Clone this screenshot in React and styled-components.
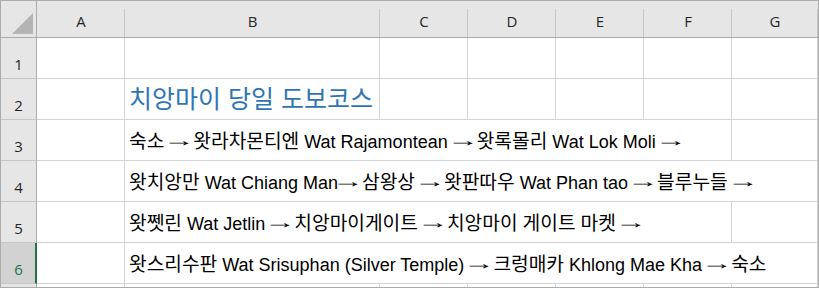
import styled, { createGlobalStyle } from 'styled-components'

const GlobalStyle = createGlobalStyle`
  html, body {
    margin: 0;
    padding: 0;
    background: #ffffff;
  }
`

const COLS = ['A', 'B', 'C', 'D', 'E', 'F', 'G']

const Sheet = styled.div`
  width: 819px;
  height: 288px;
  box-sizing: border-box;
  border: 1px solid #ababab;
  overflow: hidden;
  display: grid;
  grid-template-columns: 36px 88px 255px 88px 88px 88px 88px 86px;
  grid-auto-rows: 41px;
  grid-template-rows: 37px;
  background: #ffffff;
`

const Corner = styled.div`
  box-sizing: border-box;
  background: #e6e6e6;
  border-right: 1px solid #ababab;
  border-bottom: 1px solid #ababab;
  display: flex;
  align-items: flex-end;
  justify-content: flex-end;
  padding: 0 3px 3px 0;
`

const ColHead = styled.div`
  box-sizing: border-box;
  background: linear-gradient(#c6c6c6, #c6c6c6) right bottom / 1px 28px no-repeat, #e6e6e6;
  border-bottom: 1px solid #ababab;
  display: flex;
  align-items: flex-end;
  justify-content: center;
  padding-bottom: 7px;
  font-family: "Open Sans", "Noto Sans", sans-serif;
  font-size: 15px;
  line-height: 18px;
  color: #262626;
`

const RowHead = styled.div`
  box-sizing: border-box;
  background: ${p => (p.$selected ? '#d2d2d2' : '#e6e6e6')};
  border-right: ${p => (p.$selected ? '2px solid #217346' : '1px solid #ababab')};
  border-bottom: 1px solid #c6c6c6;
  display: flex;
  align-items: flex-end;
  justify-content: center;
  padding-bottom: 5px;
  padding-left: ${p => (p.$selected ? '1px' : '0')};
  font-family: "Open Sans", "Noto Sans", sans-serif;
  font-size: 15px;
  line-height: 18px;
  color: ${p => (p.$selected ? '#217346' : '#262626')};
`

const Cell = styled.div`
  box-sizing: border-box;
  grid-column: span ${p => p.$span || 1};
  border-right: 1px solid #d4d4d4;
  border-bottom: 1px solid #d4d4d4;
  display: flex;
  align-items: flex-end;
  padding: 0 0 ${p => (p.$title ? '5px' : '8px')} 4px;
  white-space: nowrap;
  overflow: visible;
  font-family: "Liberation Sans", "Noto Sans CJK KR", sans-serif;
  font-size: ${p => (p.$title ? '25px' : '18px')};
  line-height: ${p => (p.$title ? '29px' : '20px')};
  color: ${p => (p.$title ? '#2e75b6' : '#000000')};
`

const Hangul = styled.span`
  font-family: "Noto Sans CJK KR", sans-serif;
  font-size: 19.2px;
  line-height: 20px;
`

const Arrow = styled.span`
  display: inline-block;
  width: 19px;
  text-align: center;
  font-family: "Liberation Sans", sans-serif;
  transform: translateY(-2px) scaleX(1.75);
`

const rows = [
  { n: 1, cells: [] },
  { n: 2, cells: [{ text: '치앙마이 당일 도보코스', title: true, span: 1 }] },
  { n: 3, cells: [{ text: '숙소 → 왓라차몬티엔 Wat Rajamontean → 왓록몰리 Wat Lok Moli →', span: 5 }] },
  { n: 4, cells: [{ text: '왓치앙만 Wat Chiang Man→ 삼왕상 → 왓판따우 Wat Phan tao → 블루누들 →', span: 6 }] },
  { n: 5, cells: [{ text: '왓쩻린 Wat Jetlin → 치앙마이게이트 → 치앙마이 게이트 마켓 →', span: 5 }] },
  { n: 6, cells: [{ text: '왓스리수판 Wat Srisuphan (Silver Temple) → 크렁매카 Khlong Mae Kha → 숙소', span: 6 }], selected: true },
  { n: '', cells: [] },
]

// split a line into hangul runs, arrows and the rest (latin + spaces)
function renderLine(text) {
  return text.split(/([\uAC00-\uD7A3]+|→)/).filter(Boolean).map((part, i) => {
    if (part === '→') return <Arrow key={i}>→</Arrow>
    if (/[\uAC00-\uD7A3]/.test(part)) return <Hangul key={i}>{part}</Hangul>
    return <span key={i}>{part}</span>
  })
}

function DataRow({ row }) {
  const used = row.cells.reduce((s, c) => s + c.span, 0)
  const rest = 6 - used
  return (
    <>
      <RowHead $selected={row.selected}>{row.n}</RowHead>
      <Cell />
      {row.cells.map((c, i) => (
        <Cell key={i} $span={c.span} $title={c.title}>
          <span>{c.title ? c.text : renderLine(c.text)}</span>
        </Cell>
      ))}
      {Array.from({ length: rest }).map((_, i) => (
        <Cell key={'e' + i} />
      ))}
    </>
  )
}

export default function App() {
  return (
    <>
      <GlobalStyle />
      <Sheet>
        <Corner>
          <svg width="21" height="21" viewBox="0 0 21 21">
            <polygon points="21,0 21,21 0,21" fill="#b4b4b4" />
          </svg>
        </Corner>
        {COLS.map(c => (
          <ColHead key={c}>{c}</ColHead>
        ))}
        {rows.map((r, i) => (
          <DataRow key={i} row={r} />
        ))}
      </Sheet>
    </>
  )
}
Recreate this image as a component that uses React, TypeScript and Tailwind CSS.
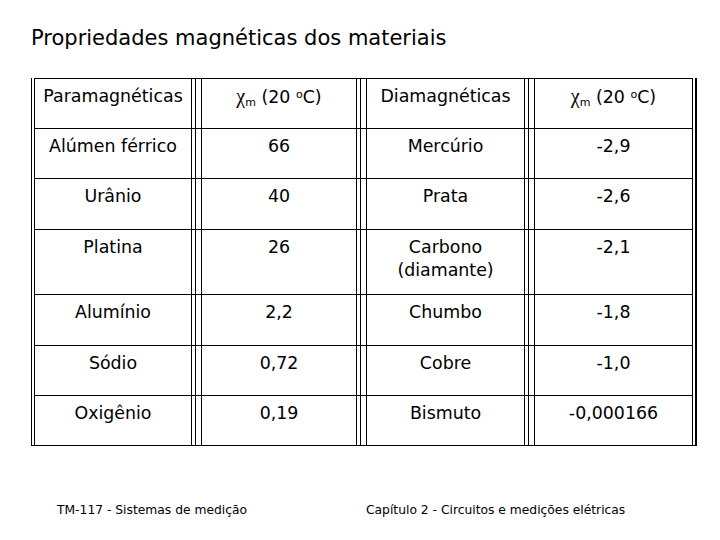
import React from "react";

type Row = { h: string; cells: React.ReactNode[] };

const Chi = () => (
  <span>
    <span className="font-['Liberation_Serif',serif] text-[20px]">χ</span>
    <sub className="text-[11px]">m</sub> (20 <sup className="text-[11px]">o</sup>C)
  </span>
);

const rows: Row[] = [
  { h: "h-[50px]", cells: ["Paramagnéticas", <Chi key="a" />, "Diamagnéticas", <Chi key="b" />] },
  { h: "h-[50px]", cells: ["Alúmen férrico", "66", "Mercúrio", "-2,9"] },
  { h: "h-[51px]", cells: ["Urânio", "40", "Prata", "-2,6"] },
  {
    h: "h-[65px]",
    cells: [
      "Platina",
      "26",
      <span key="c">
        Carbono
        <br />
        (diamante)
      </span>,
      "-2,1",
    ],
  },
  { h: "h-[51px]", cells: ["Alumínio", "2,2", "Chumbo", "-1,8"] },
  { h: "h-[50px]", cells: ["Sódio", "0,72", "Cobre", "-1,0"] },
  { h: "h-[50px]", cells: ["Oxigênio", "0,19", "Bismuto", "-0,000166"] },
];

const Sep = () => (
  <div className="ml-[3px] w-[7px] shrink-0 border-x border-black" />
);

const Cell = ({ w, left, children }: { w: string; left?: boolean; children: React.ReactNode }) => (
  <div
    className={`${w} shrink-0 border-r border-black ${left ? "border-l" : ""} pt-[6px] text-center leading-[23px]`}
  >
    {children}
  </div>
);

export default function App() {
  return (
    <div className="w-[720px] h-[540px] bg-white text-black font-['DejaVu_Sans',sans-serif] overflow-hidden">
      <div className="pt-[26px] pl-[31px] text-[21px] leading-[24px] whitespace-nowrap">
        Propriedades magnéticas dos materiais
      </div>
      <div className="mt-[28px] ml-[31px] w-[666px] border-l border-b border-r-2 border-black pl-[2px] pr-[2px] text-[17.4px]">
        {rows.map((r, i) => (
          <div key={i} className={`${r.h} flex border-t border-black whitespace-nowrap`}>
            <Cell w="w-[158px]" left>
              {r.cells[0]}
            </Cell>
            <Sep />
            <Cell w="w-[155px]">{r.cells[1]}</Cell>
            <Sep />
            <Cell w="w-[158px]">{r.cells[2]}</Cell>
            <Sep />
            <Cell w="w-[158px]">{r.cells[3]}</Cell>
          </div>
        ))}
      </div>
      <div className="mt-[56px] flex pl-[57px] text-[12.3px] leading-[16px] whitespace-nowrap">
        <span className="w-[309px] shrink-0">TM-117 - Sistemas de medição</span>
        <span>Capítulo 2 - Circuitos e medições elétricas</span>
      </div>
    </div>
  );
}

Problem details. Except for the pictures, copy the material above exactly.

Written response.
Clone this screenshot in React and styled-components.
import styled, { createGlobalStyle } from 'styled-components'

const GlobalStyle = createGlobalStyle`
  html, body {
    margin: 0;
    padding: 0;
    background: #ffffff;
  }
`

const COLS = ['A', 'B', 'C', 'D', 'E', 'F', 'G']

const Sheet = styled.div`
  width: 819px;
  height: 288px;
  box-sizing: border-box;
  border: 1px solid #ababab;
  overflow: hidden;
  display: grid;
  grid-template-columns: 36px 88px 255px 88px 88px 88px 88px 86px;
  grid-auto-rows: 41px;
  grid-template-rows: 37px;
  background: #ffffff;
`

const Corner = styled.div`
  box-sizing: border-box;
  background: #e6e6e6;
  border-right: 1px solid #ababab;
  border-bottom: 1px solid #ababab;
  display: flex;
  align-items: flex-end;
  justify-content: flex-end;
  padding: 0 3px 3px 0;
`

const ColHead = styled.div`
  box-sizing: border-box;
  background: linear-gradient(#c6c6c6, #c6c6c6) right bottom / 1px 28px no-repeat, #e6e6e6;
  border-bottom: 1px solid #ababab;
  display: flex;
  align-items: flex-end;
  justify-content: center;
  padding-bottom: 7px;
  font-family: "Open Sans", "Noto Sans", sans-serif;
  font-size: 15px;
  line-height: 18px;
  color: #262626;
`

const RowHead = styled.div`
  box-sizing: border-box;
  background: ${p => (p.$selected ? '#d2d2d2' : '#e6e6e6')};
  border-right: ${p => (p.$selected ? '2px solid #217346' : '1px solid #ababab')};
  border-bottom: 1px solid #c6c6c6;
  display: flex;
  align-items: flex-end;
  justify-content: center;
  padding-bottom: 5px;
  padding-left: ${p => (p.$selected ? '1px' : '0')};
  font-family: "Open Sans", "Noto Sans", sans-serif;
  font-size: 15px;
  line-height: 18px;
  color: ${p => (p.$selected ? '#217346' : '#262626')};
`

const Cell = styled.div`
  box-sizing: border-box;
  grid-column: span ${p => p.$span || 1};
  border-right: 1px solid #d4d4d4;
  border-bottom: 1px solid #d4d4d4;
  display: flex;
  align-items: flex-end;
  padding: 0 0 ${p => (p.$title ? '5px' : '8px')} 4px;
  white-space: nowrap;
  overflow: visible;
  font-family: "Liberation Sans", "Noto Sans CJK KR", sans-serif;
  font-size: ${p => (p.$title ? '25px' : '18px')};
  line-height: ${p => (p.$title ? '29px' : '20px')};
  color: ${p => (p.$title ? '#2e75b6' : '#000000')};
`

const Hangul = styled.span`
  font-family: "Noto Sans CJK KR", sans-serif;
  font-size: 19.2px;
  line-height: 20px;
`

const Arrow = styled.span`
  display: inline-block;
  width: 19px;
  text-align: center;
  font-family: "Liberation Sans", sans-serif;
  transform: translateY(-2px) scaleX(1.75);
`

const rows = [
  { n: 1, cells: [] },
  { n: 2, cells: [{ text: '치앙마이 당일 도보코스', title: true, span: 1 }] },
  { n: 3, cells: [{ text: '숙소 → 왓라차몬티엔 Wat Rajamontean → 왓록몰리 Wat Lok Moli →', span: 5 }] },
  { n: 4, cells: [{ text: '왓치앙만 Wat Chiang Man→ 삼왕상 → 왓판따우 Wat Phan tao → 블루누들 →', span: 6 }] },
  { n: 5, cells: [{ text: '왓쩻린 Wat Jetlin → 치앙마이게이트 → 치앙마이 게이트 마켓 →', span: 5 }] },
  { n: 6, cells: [{ text: '왓스리수판 Wat Srisuphan (Silver Temple) → 크렁매카 Khlong Mae Kha → 숙소', span: 6 }], selected: true },
  { n: '', cells: [] },
]

// split a line into hangul runs, arrows and the rest (latin + spaces)
function renderLine(text) {
  return text.split(/([\uAC00-\uD7A3]+|→)/).filter(Boolean).map((part, i) => {
    if (part === '→') return <Arrow key={i}>→</Arrow>
    if (/[\uAC00-\uD7A3]/.test(part)) return <Hangul key={i}>{part}</Hangul>
    return <span key={i}>{part}</span>
  })
}

function DataRow({ row }) {
  const used = row.cells.reduce((s, c) => s + c.span, 0)
  const rest = 6 - used
  return (
    <>
      <RowHead $selected={row.selected}>{row.n}</RowHead>
      <Cell />
      {row.cells.map((c, i) => (
        <Cell key={i} $span={c.span} $title={c.title}>
          <span>{c.title ? c.text : renderLine(c.text)}</span>
        </Cell>
      ))}
      {Array.from({ length: rest }).map((_, i) => (
        <Cell key={'e' + i} />
      ))}
    </>
  )
}

export default function App() {
  return (
    <>
      <GlobalStyle />
      <Sheet>
        <Corner>
          <svg width="21" height="21" viewBox="0 0 21 21">
            <polygon points="21,0 21,21 0,21" fill="#b4b4b4" />
          </svg>
        </Corner>
        {COLS.map(c => (
          <ColHead key={c}>{c}</ColHead>
        ))}
        {rows.map((r, i) => (
          <DataRow key={i} row={r} />
        ))}
      </Sheet>
    </>
  )
}
Recreate this image as a component that uses React, TypeScript and Tailwind CSS.
import React from "react";

type Row = { h: string; cells: React.ReactNode[] };

const Chi = () => (
  <span>
    <span className="font-['Liberation_Serif',serif] text-[20px]">χ</span>
    <sub className="text-[11px]">m</sub> (20 <sup className="text-[11px]">o</sup>C)
  </span>
);

const rows: Row[] = [
  { h: "h-[50px]", cells: ["Paramagnéticas", <Chi key="a" />, "Diamagnéticas", <Chi key="b" />] },
  { h: "h-[50px]", cells: ["Alúmen férrico", "66", "Mercúrio", "-2,9"] },
  { h: "h-[51px]", cells: ["Urânio", "40", "Prata", "-2,6"] },
  {
    h: "h-[65px]",
    cells: [
      "Platina",
      "26",
      <span key="c">
        Carbono
        <br />
        (diamante)
      </span>,
      "-2,1",
    ],
  },
  { h: "h-[51px]", cells: ["Alumínio", "2,2", "Chumbo", "-1,8"] },
  { h: "h-[50px]", cells: ["Sódio", "0,72", "Cobre", "-1,0"] },
  { h: "h-[50px]", cells: ["Oxigênio", "0,19", "Bismuto", "-0,000166"] },
];

const Sep = () => (
  <div className="ml-[3px] w-[7px] shrink-0 border-x border-black" />
);

const Cell = ({ w, left, children }: { w: string; left?: boolean; children: React.ReactNode }) => (
  <div
    className={`${w} shrink-0 border-r border-black ${left ? "border-l" : ""} pt-[6px] text-center leading-[23px]`}
  >
    {children}
  </div>
);

export default function App() {
  return (
    <div className="w-[720px] h-[540px] bg-white text-black font-['DejaVu_Sans',sans-serif] overflow-hidden">
      <div className="pt-[26px] pl-[31px] text-[21px] leading-[24px] whitespace-nowrap">
        Propriedades magnéticas dos materiais
      </div>
      <div className="mt-[28px] ml-[31px] w-[666px] border-l border-b border-r-2 border-black pl-[2px] pr-[2px] text-[17.4px]">
        {rows.map((r, i) => (
          <div key={i} className={`${r.h} flex border-t border-black whitespace-nowrap`}>
            <Cell w="w-[158px]" left>
              {r.cells[0]}
            </Cell>
            <Sep />
            <Cell w="w-[155px]">{r.cells[1]}</Cell>
            <Sep />
            <Cell w="w-[158px]">{r.cells[2]}</Cell>
            <Sep />
            <Cell w="w-[158px]">{r.cells[3]}</Cell>
          </div>
        ))}
      </div>
      <div className="mt-[56px] flex pl-[57px] text-[12.3px] leading-[16px] whitespace-nowrap">
        <span className="w-[309px] shrink-0">TM-117 - Sistemas de medição</span>
        <span>Capítulo 2 - Circuitos e medições elétricas</span>
      </div>
    </div>
  );
}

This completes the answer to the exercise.